**What is needed**
Determine the count of lines holding the string "styles". Return only the number.
--- Start ---
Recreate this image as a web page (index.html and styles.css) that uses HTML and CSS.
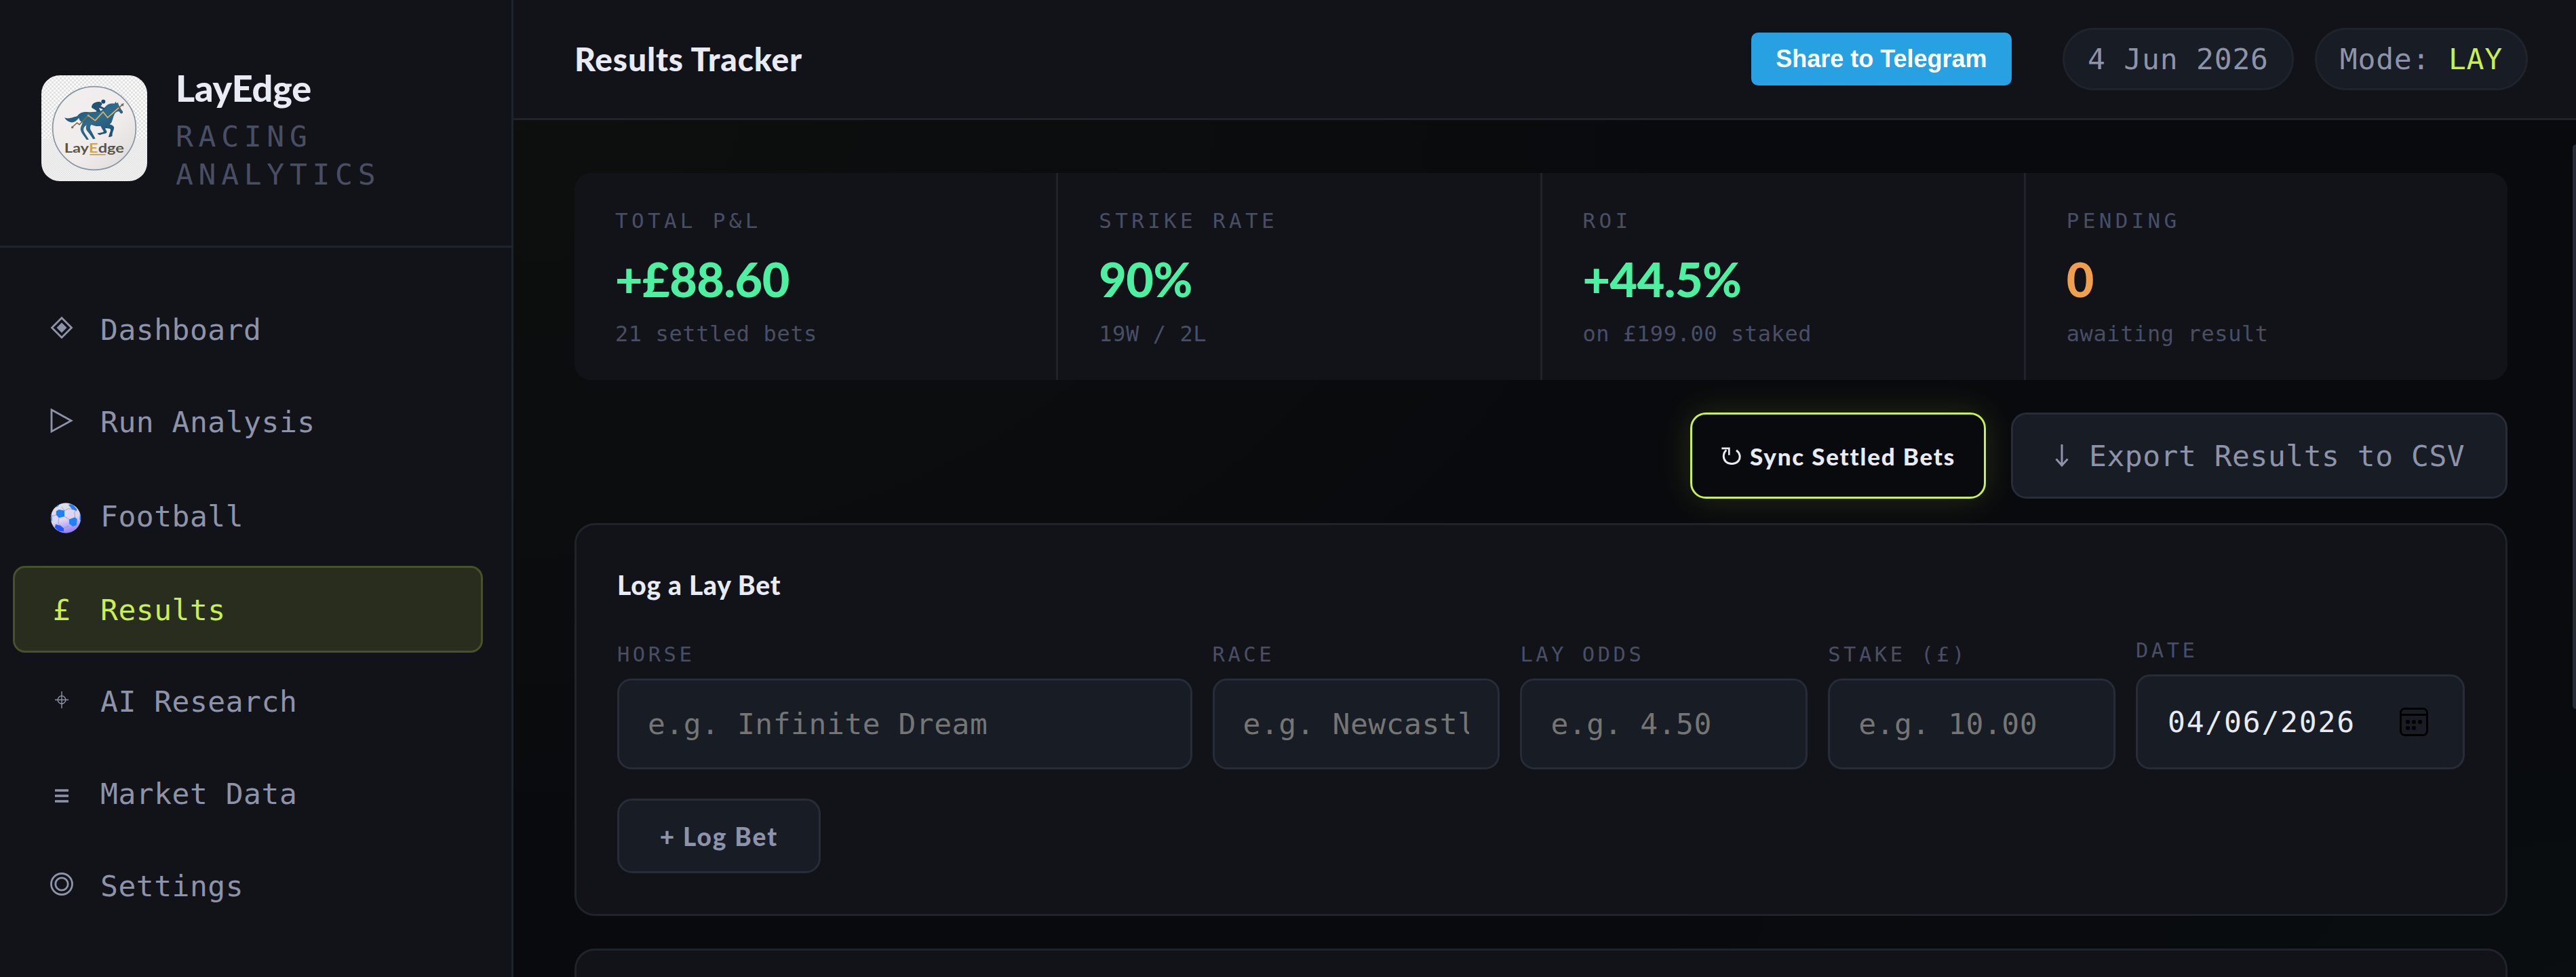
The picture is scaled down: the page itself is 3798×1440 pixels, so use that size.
FILE: index.html
```html
<!DOCTYPE html>
<html lang="en">
<head>
    <meta charset="UTF-8">
    <meta name="viewport" content="width=device-width, initial-scale=1.0">
    <title>LayEdge - Results Tracker</title>
    <link rel="stylesheet" href="styles.css">
</head>
<body>
    <aside class="sidebar">
        <div class="brand">
            <svg class="brand-logo" viewBox="18 18 468 468">
                <defs>
                    <pattern id="checkLarge" width="18" height="18" patternUnits="userSpaceOnUse">
                        <rect width="18" height="18" fill="#fbfbfb"/>
                        <rect width="9" height="9" fill="#e2e2e2"/>
                        <rect x="9" y="9" width="9" height="9" fill="#e2e2e2"/>
                    </pattern>
                    <pattern id="checkSmall" width="10" height="10" patternUnits="userSpaceOnUse">
                        <rect width="10" height="10" fill="#f6f6f6"/>
                        <rect width="5" height="5" fill="#e0e0e0"/>
                        <rect x="5" y="5" width="5" height="5" fill="#e0e0e0"/>
                    </pattern>
                    <linearGradient id="disc" x1="0" y1="0" x2="1" y2="1">
                        <stop offset="0" stop-color="#f2eff0"/>
                        <stop offset="0.6" stop-color="#f0ecec"/>
                        <stop offset="1" stop-color="#dcd8d8"/>
                    </linearGradient>
                    <linearGradient id="coat" x1="0" y1="0" x2="1" y2="1">
                        <stop offset="0" stop-color="#1d4a6c"/>
                        <stop offset="0.5" stop-color="#2f6c8c"/>
                        <stop offset="1" stop-color="#1a4163"/>
                    </linearGradient>
                </defs>
                <rect x="18" y="18" width="468" height="290" fill="url(#checkLarge)"/>
                <rect x="18" y="300" width="468" height="186" fill="url(#checkSmall)"/>
                <circle cx="252" cy="252" r="184" fill="url(#disc)" stroke="#8694a3" stroke-width="5"/>
                <!-- horse -->
                <path fill="url(#coat)" d="M120 204 C132 212 144 207 158 204 C166 200 172 201 178 197 C186 184 202 179 222 180 C244 182 262 178 280 176 C292 170 298 158 308 150 C318 143 330 142 341 143 L347 134 L350 142 L357 138 C358 150 366 158 372 170 L378 178 C380 186 374 189 368 186 L362 178 C354 176 348 180 342 188 C336 200 334 212 330 222 C328 228 324 232 320 235 C334 238 342 246 339 254 C335 266 330 276 332 286 C326 290 320 292 315 290 L320 274 C324 264 326 258 322 254 C312 254 302 250 300 254 C306 262 310 268 306 273 C296 278 284 278 276 282 C272 280 266 278 266 274 C276 272 288 272 294 266 C288 258 284 250 280 242 C264 246 248 240 238 236 C232 246 232 254 240 266 C246 276 250 286 257 298 L246 300 C240 288 230 276 222 266 C214 258 214 246 218 238 C206 246 202 254 206 266 C212 278 220 288 228 302 L218 303 C208 288 196 276 192 262 C188 248 198 240 200 226 C190 222 184 214 184 206 C174 220 162 228 148 226 C136 222 126 216 120 204 Z"/>
                <!-- jockey -->
                <circle cx="292" cy="134" r="9" fill="#1f4b6b"/>
                <path fill="#235272" d="M240 160 C240 144 254 136 270 135 C280 134 288 140 286 148 L280 154 L300 164 L296 170 L274 162 C272 166 280 172 280 180 L262 180 C264 172 250 170 240 160 Z"/>
                <polyline points="156,246 176,228 186,236 226,196 256,218 291,180 311,205 376,148" fill="none" stroke="#7d6a48" stroke-width="5"/>
                <polyline points="226,196 256,218 291,180 311,205 360,162" fill="none" stroke="#d9b168" stroke-width="5"/>
                <circle cx="155" cy="248" r="5" fill="#7d6a48"/>
                <circle cx="226" cy="196" r="5" fill="#c9a25a"/>
                <path d="M383 141 L380 156 L369 146 Z" fill="#7d6a48"/>
                <text class="logo-text" x="119" y="361" textLength="265" lengthAdjust="spacingAndGlyphs">Lay<tspan fill="#d5a244">E</tspan>dge</text>
                <rect x="232" y="366" width="70" height="5" fill="#c79a4c"/>
            </svg>
            <div class="brand-text">
                <div class="brand-name">LayEdge</div>
                <div class="brand-sub">RACING ANALYTICS</div>
            </div>
        </div>

        <nav class="nav">
            <a class="nav-item">
                <span class="nav-icon"><svg width="34" height="34" viewBox="0 0 34 34"><path d="M17 2.5 L31.5 17 L17 31.5 L2.5 17 Z" fill="none" stroke="currentColor" stroke-width="2.8"/><path d="M17 9.5 L24.5 17 L17 24.5 L9.5 17 Z" fill="currentColor"/></svg></span>
                <span>Dashboard</span>
            </a>
            <a class="nav-item nav-item-run">
                <span class="nav-icon"><svg width="36" height="38" viewBox="0 0 36 38"><path d="M3 3 L32 19 L3 35 Z" fill="none" stroke="currentColor" stroke-width="2.8"/></svg></span>
                <span>Run Analysis</span>
            </a>
            <a class="nav-item nav-item-football">
                <span class="nav-icon nav-icon-ball">
                    <svg width="46" height="45" viewBox="42 32 138 136">
                        <defs>
                            <linearGradient id="ball" x1="0.3" y1="0" x2="0.6" y2="1">
                                <stop offset="0" stop-color="#e2e2e2"/>
                                <stop offset="0.55" stop-color="#dcd4f2"/>
                                <stop offset="1" stop-color="#8d78fa"/>
                            </linearGradient>
                            <clipPath id="ballClip"><circle cx="111" cy="100" r="67"/></clipPath>
                        </defs>
                        <g clip-path="url(#ballClip)">
                            <rect x="42" y="32" width="138" height="136" fill="url(#ball)"/>
                            <g fill="#2080fa">
                                <path d="M68 70 L80 62 L105 67 L105 93 L80 99 L68 86 Z"/>
                                <path d="M126 106 L152 96 L162 106 L158 132 L142 138 L126 126 Z"/>
                                <path d="M122 40 L140 38 L160 60 L160 68 L140 62 Z"/>
                                <path d="M66 128 L88 134 L102 146 L102 160 L78 158 L62 142 Z" fill="#2456fb"/>
                                <path d="M42 88 L48 80 L50 112 L44 116 Z"/>
                                <path d="M60 56 L80 38 L88 36 L76 48 Z"/>
                                <path d="M174 74 L180 90 L178 116 L173 106 Z"/>
                            </g>
                            <path d="M105 67 L124 58 L142 62 M105 93 L126 106 M80 99 L78 124 L88 134 M102 146 L126 134 M105 67 L92 50 M68 86 L48 92 M152 96 L150 72 L160 66" fill="none" stroke="#8d88a5" stroke-width="2"/>
                        </g>
                    </svg>
                </span>
                <span>Football</span>
            </a>
            <a class="nav-item active">
                <span class="nav-icon">£</span>
                <span>Results</span>
            </a>
            <a class="nav-item nav-item-ai">
                <span class="nav-icon"><svg width="20" height="25" viewBox="0 0 20 25"><circle cx="10" cy="12.5" r="5.8" fill="none" stroke="currentColor" stroke-width="1.4"/><path d="M10 0 V25 M0 12.5 H20" stroke="currentColor" stroke-width="1.4"/></svg></span>
                <span>AI Research</span>
            </a>
            <a class="nav-item">
                <span class="nav-icon nav-icon-lines"><svg width="20" height="20" viewBox="0 0 20 20"><path d="M0 2 H20 M0 10 H20 M0 18 H20" stroke="currentColor" stroke-width="3.4"/></svg></span>
                <span>Market Data</span>
            </a>
            <a class="nav-item">
                <span class="nav-icon"><svg width="34" height="34" viewBox="0 0 34 34"><circle cx="17" cy="17" r="15.5" fill="none" stroke="currentColor" stroke-width="2.8"/><circle cx="17" cy="17" r="9.2" fill="none" stroke="currentColor" stroke-width="2.8"/></svg></span>
                <span>Settings</span>
            </a>
        </nav>
    </aside>

    <div class="main">
        <header class="topbar">
            <h1 class="page-title">Results Tracker</h1>
            <div class="topbar-right">
                <button class="telegram-btn">Share to Telegram</button>
                <div class="pill">4 Jun 2026</div>
                <div class="pill">Mode: <span class="accent">LAY</span></div>
            </div>
        </header>

        <div class="content">
            <div class="stats">
                <div class="stat">
                    <div class="stat-label">TOTAL P&amp;L</div>
                    <div class="stat-value">+£88.60</div>
                    <div class="stat-sub">21 settled bets</div>
                </div>
                <div class="stat">
                    <div class="stat-label">STRIKE RATE</div>
                    <div class="stat-value">90%</div>
                    <div class="stat-sub">19W / 2L</div>
                </div>
                <div class="stat">
                    <div class="stat-label">ROI</div>
                    <div class="stat-value">+44.5%</div>
                    <div class="stat-sub">on £199.00 staked</div>
                </div>
                <div class="stat">
                    <div class="stat-label">PENDING</div>
                    <div class="stat-value pending">0</div>
                    <div class="stat-sub">awaiting result</div>
                </div>
            </div>

            <div class="actions">
                <button class="sync-btn">
                    <svg width="29" height="26" viewBox="114 175 87 78"><path d="M180 189 C196 200 200 220 190 235 C178 251 148 253 134 240 C120 226 120 202 136 188" fill="none" stroke="currentColor" stroke-width="9"/><path d="M115 180.5 H148 V210" fill="none" stroke="currentColor" stroke-width="8"/></svg>
                    <span>Sync Settled Bets</span>
                </button>
                <button class="export-btn">
                    <svg width="20" height="33" viewBox="0 0 20 33"><path d="M10 0 V30 M1.5 21.5 L10 31 L18.5 21.5" fill="none" stroke="currentColor" stroke-width="3"/></svg>
                    <span>Export Results to CSV</span>
                </button>
            </div>

            <section class="card">
                <h2 class="card-title">Log a Lay Bet</h2>
                <div class="form-grid">
                    <div class="field">
                        <label for="horse">HORSE</label>
                        <input type="text" id="horse" placeholder="e.g. Infinite Dream">
                    </div>
                    <div class="field">
                        <label for="race">RACE</label>
                        <input type="text" id="race" placeholder="e.g. Newcastle 14:30">
                    </div>
                    <div class="field">
                        <label for="odds">LAY ODDS</label>
                        <input type="text" id="odds" placeholder="e.g. 4.50">
                    </div>
                    <div class="field">
                        <label for="stake">STAKE (£)</label>
                        <input type="text" id="stake" placeholder="e.g. 10.00">
                    </div>
                    <div class="field">
                        <label>DATE</label>
                        <div class="date-input">
                            <span>04/06/2026</span>
                            <svg width="42" height="42" viewBox="0 0 42 42"><rect x="1.5" y="1.5" width="39" height="39" rx="6" fill="none" stroke="#000" stroke-width="3"/><path d="M1 10.5 H41" stroke="#000" stroke-width="3"/><circle cx="12" cy="21" r="3.1"/><circle cx="21" cy="21" r="3.1"/><circle cx="30" cy="21" r="3.1"/><circle cx="12" cy="30" r="3.1"/><circle cx="21" cy="30" r="3.1"/></svg>
                        </div>
                    </div>
                </div>
                <button class="log-btn">+ Log Bet</button>
            </section>

            <section class="card card-history"></section>

            <div class="scrollbar"></div>
        </div>
    </div>
</body>
</html>
```

FILE: styles.css
```css
:root {
    --bg: #090a0d;
    --surface: #111318;
    --surface2: #181c24;
    --border: #1f232c;
    --border2: #272c38;
    --text: #e8eaf4;
    --muted: #8e93a9;
    --dim: #4a4e65;
    --accent: #c8f04e;
    --green: #4df0a0;
    --orange: #f0a04c;
    --mono: 'DejaVu Sans Mono', monospace;
    --sans: Lato, sans-serif;
}

* {
    box-sizing: border-box;
    margin: 0;
    padding: 0;
}

body {
    display: flex;
    height: 1440px;
    overflow: hidden;
    background: var(--bg);
    color: var(--text);
    font-family: var(--mono);
}

button {
    font-family: var(--sans);
    cursor: pointer;
}

svg {
    display: block;
    flex-shrink: 0;
}

/* Sidebar */
.sidebar {
    width: 757px;
    flex-shrink: 0;
    background: var(--surface);
    border-right: 3px solid var(--border);
}

.brand {
    display: flex;
    height: 365px;
    padding: 0 61px;
    gap: 42px;
    border-bottom: 3px solid var(--border);
}

.brand-logo {
    width: 156px;
    height: 156px;
    margin-top: 111px;
    border-radius: 27px;
}

.logo-text {
    font-family: Lato, sans-serif;
    font-weight: 700;
    font-size: 57px;
    fill: #5c5444;
}

.brand-text {
    padding-top: 98px;
}

.brand-name {
    font-family: var(--sans);
    font-size: 54px;
    font-weight: 900;
    line-height: 64px;
    letter-spacing: -0.2px;
}

.brand-sub {
    margin-top: 11px;
    font-size: 43px;
    line-height: 56px;
    letter-spacing: 7.7px;
    color: var(--dim);
}

.nav {
    display: flex;
    flex-direction: column;
    gap: 8px;
    padding: 56px 42px 0 19px;
}

.nav-item {
    display: flex;
    align-items: center;
    height: 128px;
    padding: 1px 0 0 51px;
    gap: 39px;
    border: 3px solid transparent;
    border-radius: 18px;
    color: var(--muted);
    font-size: 43px;
    line-height: 54px;
    letter-spacing: 0.5px;
}

.nav-item-run {
    height: 129px;
}

.nav-item-football {
    height: 132px;
}

.nav-item-ai {
    height: 127px;
}

.nav-item.active {
    background: #282d1e;
    border-color: #465229;
    color: var(--accent);
}

.nav-icon {
    display: flex;
    width: 36px;
    justify-content: center;
    padding-bottom: 5px;
}

.nav-item.active .nav-icon {
    padding-bottom: 0;
}

.nav-icon-ball {
    justify-content: flex-start;
    padding: 5px 0 0 1px;
}

.nav-icon-lines {
    padding: 6px 0 0;
}

/* Topbar */
.main {
    display: flex;
    flex: 1;
    flex-direction: column;
    min-width: 0;
}

.topbar {
    display: flex;
    align-items: center;
    justify-content: space-between;
    height: 177px;
    flex-shrink: 0;
    padding: 0 71px 0 90px;
    background: var(--surface);
    border-bottom: 3px solid var(--border);
}

.page-title {
    font-family: var(--sans);
    font-size: 48px;
    font-weight: 900;
    line-height: 60px;
    letter-spacing: 0.8px;
}

.topbar-right {
    display: flex;
    align-items: center;
    gap: 31px;
    padding-bottom: 1px;
}

.telegram-btn {
    width: 384px;
    height: 78px;
    margin-right: 44px;
    border: none;
    border-radius: 10px;
    background: #27a1e1;
    color: #fff;
    font-family: 'Liberation Sans', Arial, sans-serif;
    font-size: 36px;
    font-weight: 700;
}

.pill {
    height: 92px;
    padding: 0 34px;
    border: 3px solid var(--border);
    border-radius: 46px;
    background: var(--surface2);
    color: var(--muted);
    font-size: 43px;
    line-height: 87px;
    letter-spacing: 0.8px;
    white-space: nowrap;
}

.accent {
    color: var(--accent);
}

/* Content */
.content {
    position: relative;
    flex: 1;
    min-height: 0;
    overflow: hidden;
    padding: 78px 101px 0 90px;
    background:
        radial-gradient(ellipse 60% 90% at 0% 0%, rgba(200, 240, 78, 0.024), transparent 100%),
        radial-gradient(ellipse 50% 60% at 100% 100%, rgba(0, 220, 200, 0.014), transparent 100%),
        var(--bg);
}

.stats {
    display: grid;
    grid-template-columns: repeat(4, 1fr);
    gap: 3px;
    height: 305px;
    border-radius: 26px;
    overflow: hidden;
    background: var(--border);
}

.stat {
    padding: 52px 60px 0;
    background: var(--surface);
    white-space: nowrap;
}

.stat-label {
    font-size: 31px;
    line-height: 36px;
    letter-spacing: 5.3px;
    color: var(--dim);
}

.stat-value {
    margin-top: 28px;
    font-family: var(--sans);
    font-size: 70px;
    font-weight: 900;
    line-height: 80px;
    letter-spacing: -0.5px;
    color: var(--green);
}

.stat-value.pending {
    color: var(--orange);
}

.stat-sub {
    margin-top: 23px;
    font-size: 32px;
    line-height: 36px;
    letter-spacing: 0.6px;
    color: var(--dim);
}

.actions {
    display: flex;
    justify-content: flex-end;
    gap: 37px;
    margin-top: 48px;
}

.sync-btn,
.export-btn {
    display: flex;
    align-items: center;
    height: 127px;
    border-radius: 23px;
}

.sync-btn {
    width: 436px;
    padding-left: 43px;
    gap: 13px;
    border: 3px solid var(--accent);
    background: var(--bg);
    box-shadow: 0 0 50px rgba(200, 240, 78, 0.15);
    color: var(--text);
    font-size: 35px;
    font-weight: 900;
    letter-spacing: 1.8px;
}

.export-btn {
    width: 732px;
    padding-left: 62px;
    gap: 30px;
    border: 3px solid var(--border2);
    background: var(--surface2);
    color: var(--muted);
    font-family: var(--mono);
    font-size: 43px;
    letter-spacing: 0.5px;
}

.card {
    height: 579px;
    margin-top: 36px;
    padding: 66px 60px 0;
    border: 3px solid var(--border);
    border-radius: 30px;
    background: var(--surface);
}

.card-history {
    margin-top: 48px;
}

.card-title {
    font-family: var(--sans);
    font-size: 39px;
    font-weight: 900;
    line-height: 44px;
    letter-spacing: 0.8px;
}

.form-grid {
    display: grid;
    grid-template-columns: 2fr 1fr 1fr 1fr 485px;
    gap: 30px;
    align-items: end;
    margin-top: 57px;
}

.field {
    min-width: 0;
}

.field label {
    display: block;
    margin-bottom: 17px;
    font-size: 30.5px;
    line-height: 36px;
    letter-spacing: 4.5px;
    color: var(--dim);
}

.field input,
.date-input {
    width: 100%;
    height: 134px;
    padding: 0 42px;
    border: 3px solid var(--border2);
    border-radius: 21px;
    background: var(--surface2);
    color: var(--text);
    font-family: var(--mono);
    font-size: 43px;
    letter-spacing: 0.5px;
}

.field input {
    display: block;
}

.field input::placeholder {
    color: #757575;
}

.date-input {
    display: flex;
    align-items: center;
    justify-content: space-between;
    height: 140px;
    padding: 0 51px 0 44px;
    letter-spacing: 1.8px;
}

.log-btn {
    display: block;
    width: 300px;
    height: 110px;
    margin-top: 43px;
    border: 3px solid var(--border2);
    border-radius: 22px;
    background: var(--surface2);
    color: var(--muted);
    font-size: 37px;
    font-weight: 900;
    letter-spacing: 2px;
}

/* Thumb of the overlay scrollbar */
.scrollbar {
    position: absolute;
    top: 36px;
    right: -5px;
    width: 10px;
    height: 832px;
    border-radius: 5px;
    background: var(--border2);
}
```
--- End ---
**Full answer**
3